My last thought is that I’m not out to be the Cultural Appropriation Police. I want my culture to be admired and valued as part of the human experience. If you get side eye from someone while you are engaging in a cultural practice that doesn’t seem to “belong” to you, it’s an unfortunate side effect of having culture viciously denigrated, stamped out and then appropriated over the course of history. The antidote to that is being respectful and well-informed.
And these rules against appropriating sacred things aren’t just because we the colonized feel hurt or angry–it’s also to protect the naive and anyone around them. Who knows what could happen to your kid if you draw temporary tattoos on him that are supposed to represent a permanent commitment–and you don’t even know anything about what those tattoos would commit him to?
The most concise thing about it that I read recently was that if the thing is limited within the community it comes from, then it’s appropriation. For example, all native Americans can wear leather moccasins, but a warbonnet must be earned. Therefore wearing moccasins is not appropriation, but wearing a warbonnet that you have not earned is. This link is about the topic of dreadlocks in general, but uses many other examples of what is and is not cultural appropriation. http://brambleroots.com/knwbase/why-locked-hair-is-not-cultural-appropriation/
As far as dress up costumes go, I don’t see anything wrong with dressing as a specific character. Dressing up as Mulan is not dressing as “a Japanese person” and dressing up as Moana is not dressing up as “a Ploynesian person”. Unless the character itself is an offensive one, I don’t see a reason to not dress as a specific character.

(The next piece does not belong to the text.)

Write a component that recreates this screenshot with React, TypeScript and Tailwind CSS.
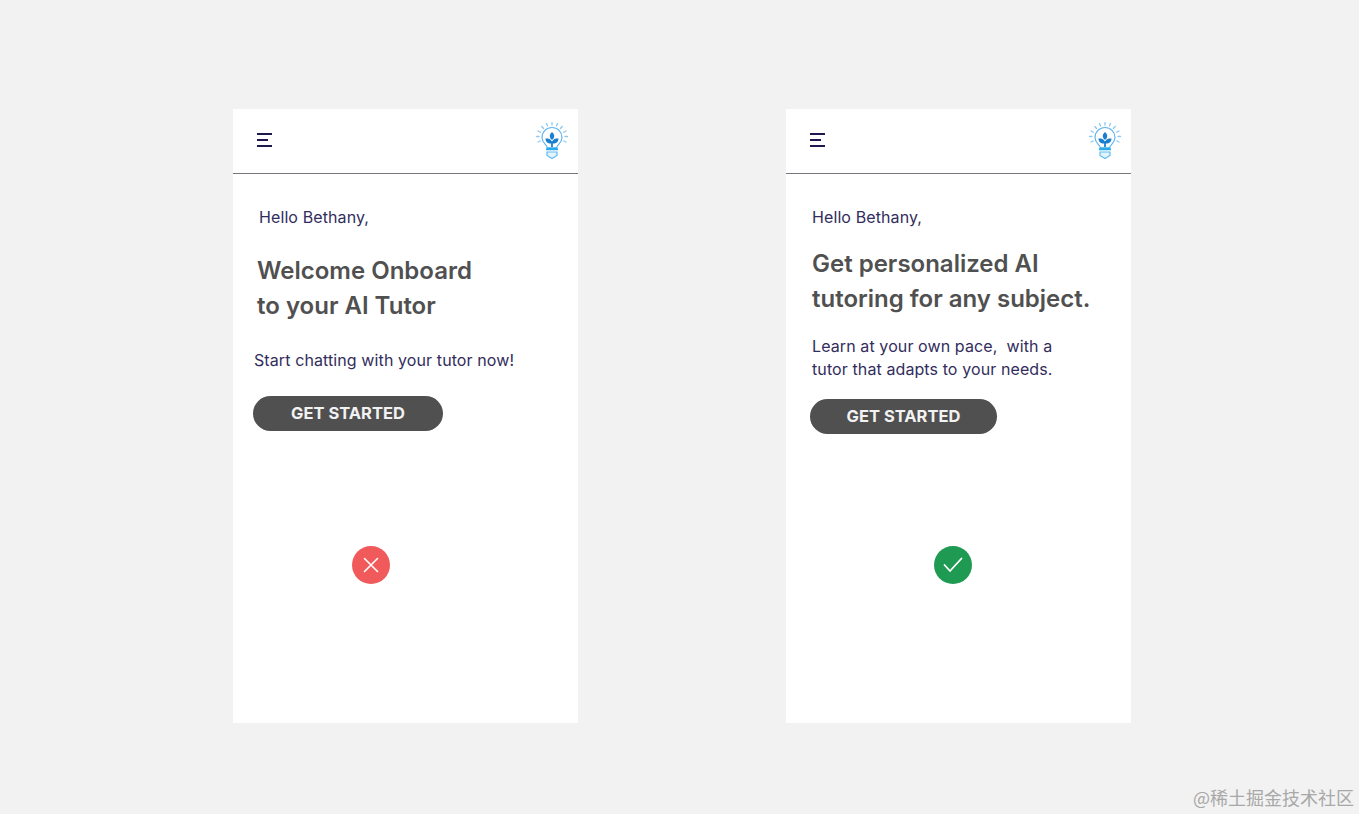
const font = { fontFamily: '"Inter", "Liberation Sans", sans-serif' };

const BulbLogo: React.FC = () => {
  return (
    <svg width="34" height="40" viewBox="0 0 34 40" fill="none">
      <g stroke="#8cc8f2" strokeWidth="1.300" strokeLinecap="round">
        <path d="M17 0.500v2.500M11.500 1.500l1 2.300M22.500 1.500l-1 2.300M6.800 4.500l1.800 2M27.200 4.500l-1.800 2M3 9l2.400 1.300M31 9l-2.400 1.300M1.500 14.500h2.500M30 14.500h2.500M3 20l2.200-1M31 20l-2.200-1" />
      </g>
      <path d="M12.500 26c0-3-5.500-4.500-5.500-10.500a10 10 0 0 1 20 0c0 6-5.500 7.500-5.500 10.500z" stroke="#5fb4f0" strokeWidth="1.200" />
      <path d="M17 25v-6" stroke="#1b7fd0" strokeWidth="1.800" />
      <path d="M17 21.500c-4 .5-6.500-1.500-6.500-5 4-.5 6.500 1.500 6.500 5zM17 21.500c4 .5 6.500-1.500 6.500-5-4-.5-6.500 1.500-6.500 5zM17 18c-3-2.300-3-5.500 0-8 3 2.500 3 5.700 0 8z" fill="#1b7fd0" />
      <path d="M11.500 25.500h11l.6 2.800H10.900z" fill="#29a9ee" />
      <path d="M12 30h10v3.500l-5 3-5-3z" stroke="#5fbcf2" strokeWidth="1.200" fill="#e4f4fd" />
    </svg>
  );
};

const PhoneHeader: React.FC = () => {
  return (
    <header className="flex h-[65px] items-center justify-between border-b border-[#77777f] pl-6 pr-[9px]">
      <div className="mb-0.5 flex w-[15px] flex-col gap-1">
        <span className="h-0.5 w-[15px] bg-[#1f1a4d]" />
        <span className="h-0.5 w-[11px] bg-[#1f1a4d]" />
        <span className="h-0.5 w-[15px] bg-[#1f1a4d]" />
      </div>
      <div className="mt-0.5"><BulbLogo /></div>
    </header>
  );
};

const GetStarted: React.FC<{ width: string }> = ({ width }) => {
  return (
    <button className={`flex h-[35px] items-center justify-center rounded-[18px] bg-[#505050] text-[16.500px] font-bold text-[#f2f2f2] ${width}`}>
      GET STARTED
    </button>
  );
};

export default function App() {
  return (
    <div className="relative flex min-h-[814px] gap-[208px] bg-[#f2f2f2] pl-[233px] pt-[109px]" style={font}>
      <section className="h-[614px] w-[345px] bg-white">
        <PhoneHeader />
        <p className="ml-[26px] mt-[33px] text-[16px] leading-5 tracking-[0.1px] text-[#322d5c]">Hello Bethany,</p>
        <h1 className="ml-6 mt-[26px] text-[24px] font-semibold leading-[35px] text-[#505050]">
          Welcome Onboard<br />to your AI Tutor
        </h1>
        <p className="ml-[21px] mt-[27px] text-[16px] leading-5 tracking-[0.1px] text-[#322d5c]">Start chatting with your tutor now!</p>
        <div className="ml-5 mt-[26px]"><GetStarted width="w-[190px]" /></div>
        <div className="ml-[119px] mt-[115px] flex h-[38px] w-[38px] items-center justify-center rounded-full bg-[#f05a5a]">
          <svg width="18" height="18" viewBox="0 0 18 18" fill="none" stroke="#fff" strokeWidth="1.600" strokeLinecap="round">
            <path d="M2.500 2.500l13 13M15.500 2.500l-13 13" />
          </svg>
        </div>
      </section>

      <section className="h-[614px] w-[345px] bg-white">
        <PhoneHeader />
        <p className="ml-[26px] mt-[33px] text-[16px] leading-5 tracking-[0.1px] text-[#322d5c]">Hello Bethany,</p>
        <h1 className="ml-[26px] mt-[19px] text-[24px] font-semibold leading-[35px] text-[#505050]">
          Get personalized AI<br />tutoring for any subject.
        </h1>
        <p className="ml-[26px] mt-[19px] text-[16px] leading-[23px] tracking-[0.1px] text-[#322d5c]">
          Learn at your own pace,&nbsp; with a<br />tutor that adapts to your needs.
        </p>
        <div className="ml-6 mt-[18px]"><GetStarted width="w-[187px]" /></div>
        <div className="ml-[148px] mt-[112px] flex h-[38px] w-[38px] items-center justify-center rounded-full bg-[#1f9a52]">
          <svg width="24" height="20" viewBox="0 0 24 20" fill="none" stroke="#fff" strokeWidth="1.800" strokeLinecap="round" strokeLinejoin="round">
            <path d="M3.500 10l5.500 6L20.500 3.500" />
          </svg>
        </div>
      </section>

      <span className="absolute bottom-[5px] right-[5px] text-[18px] leading-6 text-[#a8a8a8]" style={{ fontFamily: '"Noto Sans CJK SC", sans-serif' }}>
        @稀土掘金技术社区
      </span>
    </div>
  );
}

That is an excellent explanation! Thank you!
Mulan is Chinese
I’d like to note that my US History teacher went on a 30 minute rant day one regarding the Pocahontas film– I remember him starting with the fact that her outfit was more likely inspired by a tribe originating from the plains as opposed to VA, and ended somewhere around the events of Roanoke. Pocahontas was almost a curse word in that class.